Check each line below for the word "with" and give the number of lines that have it, nothing more.

/---

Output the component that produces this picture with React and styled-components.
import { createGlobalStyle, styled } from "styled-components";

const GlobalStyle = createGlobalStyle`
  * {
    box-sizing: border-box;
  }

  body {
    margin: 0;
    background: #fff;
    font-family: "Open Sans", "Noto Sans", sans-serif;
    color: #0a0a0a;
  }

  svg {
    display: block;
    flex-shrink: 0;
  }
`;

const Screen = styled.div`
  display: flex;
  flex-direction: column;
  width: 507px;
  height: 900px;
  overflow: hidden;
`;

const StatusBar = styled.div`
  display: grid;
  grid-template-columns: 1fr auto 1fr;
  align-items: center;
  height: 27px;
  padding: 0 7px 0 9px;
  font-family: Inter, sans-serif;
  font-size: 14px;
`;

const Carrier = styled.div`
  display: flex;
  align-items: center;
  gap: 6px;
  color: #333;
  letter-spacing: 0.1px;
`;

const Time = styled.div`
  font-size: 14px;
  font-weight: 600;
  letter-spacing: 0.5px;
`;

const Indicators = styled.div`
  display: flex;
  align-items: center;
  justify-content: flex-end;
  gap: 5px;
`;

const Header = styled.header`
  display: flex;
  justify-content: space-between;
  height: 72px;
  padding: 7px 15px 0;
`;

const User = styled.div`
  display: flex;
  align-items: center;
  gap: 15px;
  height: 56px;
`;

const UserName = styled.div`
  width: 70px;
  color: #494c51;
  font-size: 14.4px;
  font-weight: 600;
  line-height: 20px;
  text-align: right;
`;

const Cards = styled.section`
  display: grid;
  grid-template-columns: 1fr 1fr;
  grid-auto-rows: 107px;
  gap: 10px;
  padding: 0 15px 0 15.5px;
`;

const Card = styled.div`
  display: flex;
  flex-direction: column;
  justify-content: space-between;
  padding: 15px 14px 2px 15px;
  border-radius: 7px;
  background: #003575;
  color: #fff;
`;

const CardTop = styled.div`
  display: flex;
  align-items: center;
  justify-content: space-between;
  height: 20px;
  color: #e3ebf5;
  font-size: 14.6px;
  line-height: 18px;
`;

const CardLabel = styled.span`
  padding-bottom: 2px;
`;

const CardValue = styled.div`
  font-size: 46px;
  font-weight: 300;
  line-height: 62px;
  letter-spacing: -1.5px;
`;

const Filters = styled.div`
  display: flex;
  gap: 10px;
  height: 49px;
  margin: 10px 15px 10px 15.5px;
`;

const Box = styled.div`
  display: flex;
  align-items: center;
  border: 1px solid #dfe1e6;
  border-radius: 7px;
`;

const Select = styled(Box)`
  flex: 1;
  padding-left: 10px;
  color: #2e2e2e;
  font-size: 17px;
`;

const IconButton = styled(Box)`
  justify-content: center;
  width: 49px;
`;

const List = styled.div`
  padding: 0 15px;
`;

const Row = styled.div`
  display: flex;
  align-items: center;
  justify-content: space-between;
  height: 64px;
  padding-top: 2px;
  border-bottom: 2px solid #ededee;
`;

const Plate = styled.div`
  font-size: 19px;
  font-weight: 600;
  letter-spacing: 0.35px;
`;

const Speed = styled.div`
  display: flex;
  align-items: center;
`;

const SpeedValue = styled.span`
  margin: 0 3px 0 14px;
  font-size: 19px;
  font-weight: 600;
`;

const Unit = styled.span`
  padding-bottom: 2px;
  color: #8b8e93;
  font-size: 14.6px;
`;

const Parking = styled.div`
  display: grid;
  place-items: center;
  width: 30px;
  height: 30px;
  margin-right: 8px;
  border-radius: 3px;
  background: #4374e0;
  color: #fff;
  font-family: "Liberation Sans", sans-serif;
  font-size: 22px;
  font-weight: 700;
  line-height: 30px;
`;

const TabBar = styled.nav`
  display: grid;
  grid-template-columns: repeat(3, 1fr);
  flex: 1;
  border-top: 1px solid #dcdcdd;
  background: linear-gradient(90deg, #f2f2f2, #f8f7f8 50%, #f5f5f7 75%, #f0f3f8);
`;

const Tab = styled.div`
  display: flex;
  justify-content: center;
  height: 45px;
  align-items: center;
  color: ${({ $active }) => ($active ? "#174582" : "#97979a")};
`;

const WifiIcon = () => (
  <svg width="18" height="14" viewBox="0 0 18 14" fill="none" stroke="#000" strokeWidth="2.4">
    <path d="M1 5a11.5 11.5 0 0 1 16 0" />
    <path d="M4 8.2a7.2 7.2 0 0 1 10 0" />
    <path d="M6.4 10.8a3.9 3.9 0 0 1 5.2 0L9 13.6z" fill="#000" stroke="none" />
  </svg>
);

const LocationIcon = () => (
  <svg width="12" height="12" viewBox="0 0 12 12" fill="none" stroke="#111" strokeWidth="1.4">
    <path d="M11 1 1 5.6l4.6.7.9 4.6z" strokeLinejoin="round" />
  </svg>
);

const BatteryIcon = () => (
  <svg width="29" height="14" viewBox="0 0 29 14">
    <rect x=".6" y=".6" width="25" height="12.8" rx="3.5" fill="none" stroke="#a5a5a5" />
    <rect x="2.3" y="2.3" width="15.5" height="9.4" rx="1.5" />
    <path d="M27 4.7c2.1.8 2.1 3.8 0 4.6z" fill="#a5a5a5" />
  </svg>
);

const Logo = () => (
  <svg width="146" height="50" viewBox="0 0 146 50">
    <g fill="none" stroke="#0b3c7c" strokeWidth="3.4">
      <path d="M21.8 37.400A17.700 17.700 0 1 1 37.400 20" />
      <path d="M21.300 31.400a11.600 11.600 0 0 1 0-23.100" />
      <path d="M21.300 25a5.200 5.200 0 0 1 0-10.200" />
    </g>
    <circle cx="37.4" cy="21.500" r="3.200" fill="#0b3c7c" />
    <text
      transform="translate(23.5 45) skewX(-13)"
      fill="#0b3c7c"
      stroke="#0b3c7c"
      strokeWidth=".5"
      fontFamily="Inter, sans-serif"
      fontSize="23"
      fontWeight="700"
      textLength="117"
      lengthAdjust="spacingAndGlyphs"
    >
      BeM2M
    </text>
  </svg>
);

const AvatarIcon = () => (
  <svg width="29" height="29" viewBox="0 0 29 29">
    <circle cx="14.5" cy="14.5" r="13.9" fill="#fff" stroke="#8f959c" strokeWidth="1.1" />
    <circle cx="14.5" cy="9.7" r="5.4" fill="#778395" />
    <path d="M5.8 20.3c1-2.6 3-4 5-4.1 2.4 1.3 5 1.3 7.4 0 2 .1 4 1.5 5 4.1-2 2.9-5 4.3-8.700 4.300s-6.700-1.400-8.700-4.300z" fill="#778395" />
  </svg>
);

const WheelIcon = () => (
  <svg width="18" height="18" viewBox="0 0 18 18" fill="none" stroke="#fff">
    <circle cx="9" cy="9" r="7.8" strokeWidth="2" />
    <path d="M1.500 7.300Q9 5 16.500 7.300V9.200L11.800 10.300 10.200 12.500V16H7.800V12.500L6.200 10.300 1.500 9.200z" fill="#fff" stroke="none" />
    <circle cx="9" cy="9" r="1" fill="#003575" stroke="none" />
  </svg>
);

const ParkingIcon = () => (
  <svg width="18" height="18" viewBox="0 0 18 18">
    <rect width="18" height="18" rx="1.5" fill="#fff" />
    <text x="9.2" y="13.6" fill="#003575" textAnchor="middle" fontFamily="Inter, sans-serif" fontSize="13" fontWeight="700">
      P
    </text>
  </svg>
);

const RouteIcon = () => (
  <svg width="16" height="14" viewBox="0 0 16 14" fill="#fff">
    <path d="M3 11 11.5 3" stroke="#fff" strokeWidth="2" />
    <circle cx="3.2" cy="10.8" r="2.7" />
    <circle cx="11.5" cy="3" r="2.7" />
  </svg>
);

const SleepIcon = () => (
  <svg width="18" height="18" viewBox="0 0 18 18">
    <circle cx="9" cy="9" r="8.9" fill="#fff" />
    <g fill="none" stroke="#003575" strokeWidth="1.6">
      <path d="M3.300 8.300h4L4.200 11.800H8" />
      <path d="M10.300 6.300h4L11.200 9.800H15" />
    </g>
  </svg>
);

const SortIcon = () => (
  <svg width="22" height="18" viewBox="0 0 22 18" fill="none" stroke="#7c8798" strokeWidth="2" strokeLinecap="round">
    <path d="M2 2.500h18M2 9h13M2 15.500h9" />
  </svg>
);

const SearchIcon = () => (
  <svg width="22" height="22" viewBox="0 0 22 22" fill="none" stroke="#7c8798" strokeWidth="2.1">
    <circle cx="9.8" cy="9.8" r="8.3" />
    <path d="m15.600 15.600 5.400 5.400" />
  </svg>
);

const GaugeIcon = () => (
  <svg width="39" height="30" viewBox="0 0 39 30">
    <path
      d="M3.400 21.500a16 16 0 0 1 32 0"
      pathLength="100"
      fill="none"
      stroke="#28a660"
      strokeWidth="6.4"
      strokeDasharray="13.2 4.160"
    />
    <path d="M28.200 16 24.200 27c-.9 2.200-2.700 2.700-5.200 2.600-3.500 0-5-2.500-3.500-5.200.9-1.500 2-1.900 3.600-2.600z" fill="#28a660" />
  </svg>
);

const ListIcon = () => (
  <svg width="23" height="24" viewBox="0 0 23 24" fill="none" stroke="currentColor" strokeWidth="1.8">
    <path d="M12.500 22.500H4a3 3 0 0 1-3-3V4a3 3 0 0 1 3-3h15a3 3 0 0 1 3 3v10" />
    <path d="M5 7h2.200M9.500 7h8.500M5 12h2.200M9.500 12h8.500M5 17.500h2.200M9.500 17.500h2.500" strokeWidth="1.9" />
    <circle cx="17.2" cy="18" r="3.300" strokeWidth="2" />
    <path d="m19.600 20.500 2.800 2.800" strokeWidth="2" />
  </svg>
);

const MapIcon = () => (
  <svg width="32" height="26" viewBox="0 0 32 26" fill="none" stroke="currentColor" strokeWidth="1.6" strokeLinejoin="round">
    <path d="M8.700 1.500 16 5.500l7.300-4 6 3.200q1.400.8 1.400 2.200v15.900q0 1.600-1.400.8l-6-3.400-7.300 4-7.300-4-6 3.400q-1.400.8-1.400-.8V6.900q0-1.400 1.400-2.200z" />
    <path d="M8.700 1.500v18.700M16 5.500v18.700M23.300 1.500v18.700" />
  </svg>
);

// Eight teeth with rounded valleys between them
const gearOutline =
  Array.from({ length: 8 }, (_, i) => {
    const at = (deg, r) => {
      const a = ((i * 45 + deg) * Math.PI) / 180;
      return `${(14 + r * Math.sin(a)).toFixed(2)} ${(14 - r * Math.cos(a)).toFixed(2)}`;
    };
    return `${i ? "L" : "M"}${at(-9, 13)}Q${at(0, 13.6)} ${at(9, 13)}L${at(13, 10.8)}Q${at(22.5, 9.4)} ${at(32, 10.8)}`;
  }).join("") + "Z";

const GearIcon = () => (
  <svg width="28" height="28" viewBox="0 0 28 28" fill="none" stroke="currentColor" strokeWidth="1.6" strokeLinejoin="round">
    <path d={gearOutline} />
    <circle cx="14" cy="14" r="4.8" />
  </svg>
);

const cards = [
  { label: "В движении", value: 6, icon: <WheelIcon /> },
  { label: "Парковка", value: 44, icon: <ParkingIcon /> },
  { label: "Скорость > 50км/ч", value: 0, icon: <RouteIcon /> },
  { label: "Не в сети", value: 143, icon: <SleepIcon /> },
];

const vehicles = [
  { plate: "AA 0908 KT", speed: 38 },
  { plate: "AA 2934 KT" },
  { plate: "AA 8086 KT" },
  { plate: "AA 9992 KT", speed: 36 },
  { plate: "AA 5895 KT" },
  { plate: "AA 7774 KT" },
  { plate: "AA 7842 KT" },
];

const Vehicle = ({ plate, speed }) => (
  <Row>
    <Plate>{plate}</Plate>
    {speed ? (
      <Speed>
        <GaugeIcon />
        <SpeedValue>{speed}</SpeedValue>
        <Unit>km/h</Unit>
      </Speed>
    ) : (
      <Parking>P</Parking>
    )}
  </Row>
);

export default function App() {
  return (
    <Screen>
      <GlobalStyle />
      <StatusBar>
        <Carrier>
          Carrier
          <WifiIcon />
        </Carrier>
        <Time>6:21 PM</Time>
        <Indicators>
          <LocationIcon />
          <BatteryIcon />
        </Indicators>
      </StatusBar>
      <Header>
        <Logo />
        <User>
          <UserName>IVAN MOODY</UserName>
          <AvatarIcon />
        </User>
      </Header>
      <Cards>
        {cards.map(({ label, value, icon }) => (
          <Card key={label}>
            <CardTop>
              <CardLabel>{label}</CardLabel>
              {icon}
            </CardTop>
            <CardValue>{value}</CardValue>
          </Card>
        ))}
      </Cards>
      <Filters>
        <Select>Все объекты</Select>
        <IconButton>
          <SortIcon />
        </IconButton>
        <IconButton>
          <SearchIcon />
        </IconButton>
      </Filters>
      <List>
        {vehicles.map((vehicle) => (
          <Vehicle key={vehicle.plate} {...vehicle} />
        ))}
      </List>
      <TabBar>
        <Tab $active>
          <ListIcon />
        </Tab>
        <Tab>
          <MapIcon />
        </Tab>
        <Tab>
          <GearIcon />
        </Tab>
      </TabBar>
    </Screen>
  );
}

\---

(ANSWER): 2